Com uma crise da covid-19 há mais de um ano, em que cada concelho já deveria ter um plano de contingência preparado, a solução necessária, adequada e proporcional que encontraram para enfrentar a crise sanitária de Odemira foi a de avançar para a requisição civil de um empreendimento turístico – o Zmar. Não havia outra solução? Não havia equipamentos públicos que pudessem ser utilizados? A resposta é provavelmente sim. O pior é que aqui já não estamos perante uma possível definição de incompetência, mas sim de prepotência. É o quero, posso e mando. E pelo caminho o nosso ministro Cabrita, o tal das golas inflamáveis, da morte do cidadão estrangeiro às mãos do SEF, entre outros episódios emblemáticos da vida política portuguesa, ainda critica o Bastonário da Ordem dos Advogados por exercer o seu papel em defesa dos direitos, liberdades e garantias.
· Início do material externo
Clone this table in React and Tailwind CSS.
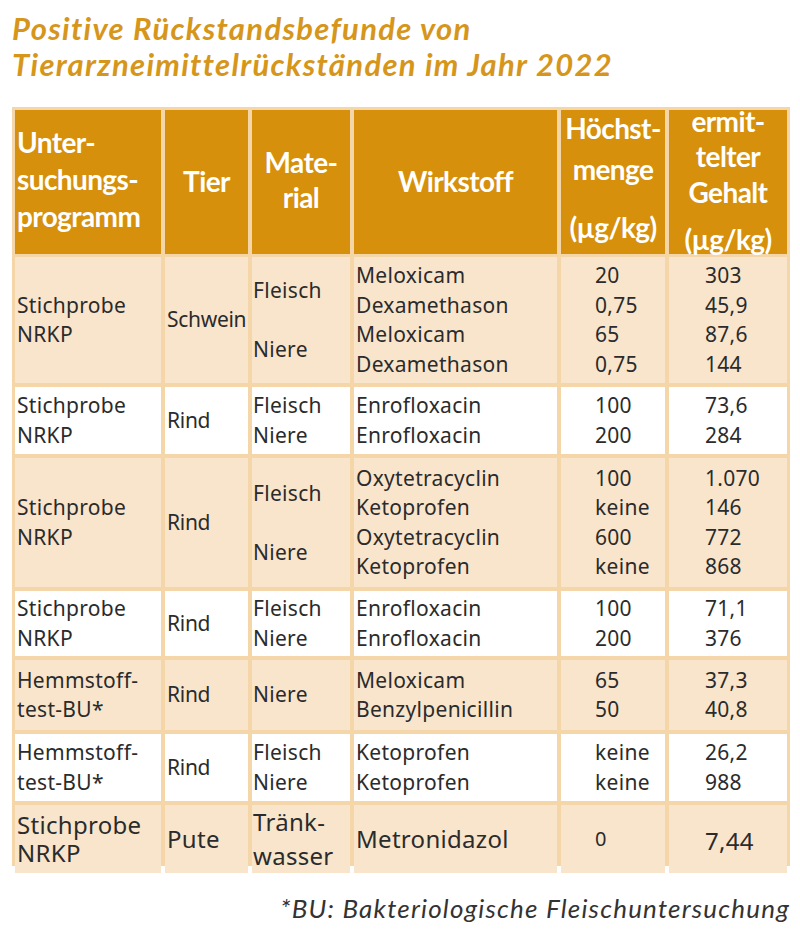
import React from "react";

const COLS = "grid grid-cols-[146px_83px_98px_203px_104px_118px] gap-x-[4px]";

const rows = [
  {
    white: false,
    h: "h-[126px]",
    prog: ["Stichprobe", "NRKP"],
    tier: "Schwein",
    mat: [["Fleisch", 2], ["Niere", 2]],
    wirk: ["Meloxicam", "Dexamethason", "Meloxicam", "Dexamethason"],
    max: ["20", "0,75", "65", "0,75"],
    found: ["303", "45,9", "87,6", "144"],
  },
  {
    white: true,
    h: "h-[67px]",
    prog: ["Stichprobe", "NRKP"],
    tier: "Rind",
    mat: [["Fleisch", 1], ["Niere", 1]],
    wirk: ["Enrofloxacin", "Enrofloxacin"],
    max: ["100", "200"],
    found: ["73,6", "284"],
  },
  {
    white: false,
    h: "h-[129px]",
    prog: ["Stichprobe", "NRKP"],
    tier: "Rind",
    mat: [["Fleisch", 2], ["Niere", 2]],
    wirk: ["Oxytetracyclin", "Ketoprofen", "Oxytetracyclin", "Ketoprofen"],
    max: ["100", "keine", "600", "keine"],
    found: ["1.070", "146", "772", "868"],
  },
  {
    white: true,
    h: "h-[65px]",
    prog: ["Stichprobe", "NRKP"],
    tier: "Rind",
    mat: [["Fleisch", 1], ["Niere", 1]],
    wirk: ["Enrofloxacin", "Enrofloxacin"],
    max: ["100", "200"],
    found: ["71,1", "376"],
  },
  {
    white: false,
    h: "h-[70px]",
    prog: ["Hemmstoff-", "test-BU*"],
    tier: "Rind",
    mat: [["Niere", 1]],
    wirk: ["Meloxicam", "Benzylpenicillin"],
    max: ["65", "50"],
    found: ["37,3", "40,8"],
  },
  {
    white: true,
    h: "h-[67px]",
    prog: ["Hemmstoff-", "test-BU*"],
    tier: "Rind",
    mat: [["Fleisch", 1], ["Niere", 1]],
    wirk: ["Ketoprofen", "Ketoprofen"],
    max: ["keine", "keine"],
    found: ["26,2", "988"],
  },
];

const Lines = ({ items, className = "" }) => (
  <div className={`flex flex-col justify-center ${className}`}>
    {items.map((t, i) => (
      <span key={i} className="leading-[29.5px]">
        {t}
      </span>
    ))}
  </div>
);

const BodyRow = ({ row }) => {
  const cell = row.white ? "bg-white" : "bg-[#f9e5cb]";
  return (
    <div className={`${COLS} ${row.h}`}>
      <Lines items={row.prog} className={`${cell} pl-[2px]`} />
      <div className={`${cell} flex items-center pl-[2px] tracking-[-0.3px]`}>{row.tier}</div>
      <div className={`${cell} flex flex-col justify-center pl-[1px]`}>
        {row.mat.map(([t, span], i) => (
          <span key={i} className={span === 2 ? "leading-[59px]" : "leading-[29.5px]"}>
            {t}
          </span>
        ))}
      </div>
      <Lines items={row.wirk} className={`${cell} pl-[2px]`} />
      <Lines items={row.max} className={`${cell} pl-[34px]`} />
      <Lines items={row.found} className={`${cell} pl-[36px]`} />
    </div>
  );
};

// header cells are laid out from the top so the lines sit where the print has them
const Header = () => (
  <div
    className={`${COLS} h-[143px] text-white font-bold text-[28px] tracking-[-0.6px] font-['Lato',sans-serif]`}
  >
    <div className="bg-[#d6900b] flex flex-col justify-start pl-[2px] pt-[14px] leading-[37px]">
      <span>Unter-</span>
      <span>suchungs-</span>
      <span>programm</span>
    </div>
    <div className="bg-[#d6900b] flex flex-col items-center justify-start pt-[53px] leading-[37px]">
      <span>Tier</span>
    </div>
    <div className="bg-[#d6900b] flex flex-col items-center justify-start pt-[35px] leading-[35px]">
      <span>Mate-</span>
      <span>rial</span>
    </div>
    <div className="bg-[#d6900b] flex flex-col items-center justify-start pt-[53px] leading-[37px]">
      <span>Wirkstoff</span>
    </div>
    <div className="bg-[#d6900b] flex flex-col items-center justify-start leading-[30px]">
      <span className="mt-[3px]">Höchst-</span>
      <span className="mt-[11px]">menge</span>
      <span className="mt-[28px]">(µg/kg)</span>
    </div>
    <div className="bg-[#d6900b] flex flex-col items-center justify-start leading-[30px]">
      <span className="-mt-[4px]">ermit-</span>
      <span className="mt-[5px]">telter</span>
      <span className="mt-[6px]">Gehalt</span>
      <span className="mt-[17px]">(µg/kg)</span>
    </div>
  </div>
);

export default function App() {
  return (
    <div className="w-[800px] min-h-[937px] bg-white px-[12px] pt-[10px]">
      <h1 className="text-[31px] leading-[36px] font-bold italic text-[#d6961b] font-['Lato',sans-serif] tracking-[1.3px]">
        Positive Rückstandsbefunde von
        <br />
        Tierarzneimittelrückständen im Jahr 2022
      </h1>

      <div className="mt-[25px] w-[778px] bg-[#f4d6a8] p-[3px] flex flex-col gap-y-[4px] text-[21px] tracking-[0.3px] text-[#2b2b2b] font-['Noto_Sans',sans-serif]">
        <Header />
        {rows.map((r, i) => (
          <BodyRow key={i} row={r} />
        ))}
        <div className={`${COLS} h-[58px] text-[24px]`}>
          <div className="bg-[#f9e5cb] flex flex-col justify-center pl-[2px] leading-[28px]">
            <span>Stichprobe</span>
            <span>NRKP</span>
          </div>
          <div className="bg-[#f9e5cb] flex items-center pl-[2px]">Pute</div>
          <div className="bg-[#f9e5cb] flex flex-col justify-center pl-[1px] leading-[34px]">
            <span>Tränk-</span>
            <span>wasser</span>
          </div>
          <div className="bg-[#f9e5cb] flex items-center pl-[2px]">Metronidazol</div>
          <div className="bg-[#f9e5cb] flex items-center pl-[34px] text-[20px]">0</div>
          <div className="bg-[#f9e5cb] flex items-center pl-[36px] pt-[4px]">7,44</div>
        </div>
      </div>

      <p className="mt-[26px] w-[778px] text-right text-[26px] leading-[32px] italic tracking-[1.2px] text-[#333] font-['Lato',sans-serif]">
        *BU: Bakteriologische Fleischuntersuchung
      </p>
    </div>
  );
}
Esta força do Estado constrói-se aos poucos, e nas pequenas coisas, como com a anunciada criação de uma residência de estudantes do ensino superior exclusivamente para filhos de funcionários públicos em Lisboa. Ora, em vez de criarem, e que tanta falta fazem, residências de estudantes para quem tem mais necessidades, criam para os filhos daqueles que optaram pelo emprego no Estado.
Verdade seja dita que ao menos aqui têm um plano, a submissão de um povo. E fazem-no à descarada. Hoje são os direitos dos migrantes de Odemira e dos proprietários do Zmar, não tarda são também os teus.